As the light goes long and gold, the day folds inward. Lines are coiled, a second boat swings on its anchor nearby, and the cockpit becomes a place to sit rather than to do. The day does not end on a schedule. It simply quiets, until the only sound is water against the hull.

At anchor · First light
A Day Measured by Water | Widget 2 | USA Onboard
A bright galley with breakfast laid out
Morning · The first hour

Breakfast, made without hurry

The morning aboard begins in the galley, and it begins slowly. Someone is up before the others, and the day's first decision is a small one: whether to take coffee to the cockpit now, or wait for the rest of the boat to stir. There is no wrong answer, which is rather the point.

Breakfast at anchor is rarely elaborate and never rushed. Fruit, bread, something warm, eaten outside with the bay still flat and the air not yet hot. It is the meal the land version of the day never quite allows, and the one most people aboard come to guard.

A person in an aft jacuzzi looking out to the horizon
Midday · The long middle

The water becomes the whole point

By late morning the day has found its center, and the center is the water. The swim platform fills and empties and fills again. Someone is always in, or just out, or about to go. The horizon, watched from the warm edge of the boat, does the work that a view from a window never can.
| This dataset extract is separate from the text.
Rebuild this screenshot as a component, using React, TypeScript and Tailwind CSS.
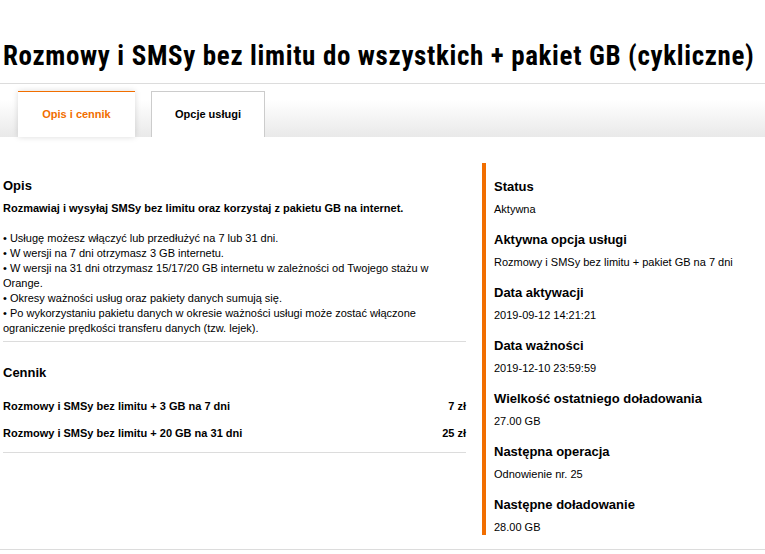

This is the part of the day with no schedule and no edges. It runs from the first swim to a lunch that starts late and ends later, and the only measure of time that matters is the angle of the sun and the temperature of the sea.

On the water, the day is not something you spend. It is something you let happen.

USA Onboard Editorial
A Day Measured by Water | Widget 3 | USA Onboard
Late afternoon · The turn

When the light goes long and gold

There is a precise moment, somewhere in the late afternoon, when a day at anchor turns. The sun drops far enough that the deck falls into shade, the water loses its midday glare, and the heat goes out of the day all at once. Everyone aboard feels it, and almost no one mentions it. Towels come in off the rail. The swimming, without any announcement, is over.

What follows is the most domestic hour on the water. Lines are coiled and cleated, a fender is adjusted, the small housekeeping of a boat settling for the evening gets done almost absently. It is unglamorous and entirely satisfying, the maritime equivalent of closing the shutters. The boat is being put to bed for the night, and the day is being closed with it.

Close view of a cleat with a line made fast around it
Dusk · The small rituals

A line made fast, and the day put away

The end of the day aboard is written in small gestures. A line taken up and figure-eighted onto a cleat. A hatch latched against the night dew. The hush that follows the moment the generator is switched off and the boat goes quiet on its anchor.

None of it is ceremony, and all of it is. These are the rituals that mark the passage from the active part of the day to the still one, performed without thought by anyone who has spent enough nights at anchor to have learned the order of them.

At anchor · Last light
Evening · The quiet

A day that does not end, but dims

A neighbor boat swings on its own anchor a respectful distance off, its lights coming on one by one as the bay goes dark. There is dinner, eaten without hurry, and then the part of the evening that has no name: sitting in the cockpit with the day behind you and nothing at all that needs doing, the water moving quietly against the hull.

This is the dividend the whole day has been paying toward. Not the swimming or the lunch or the run on the water, pleasant as those were, but this, the stillness at the end, when the day has been good and is nearly over and there is nowhere else anyone would rather be. The day does not end on a schedule. It simply dims, until it is tomorrow.

A good day on the water keeps no appointments and leaves no record, except in the people who spent it. It begins before anyone is awake, and ends only when the light does.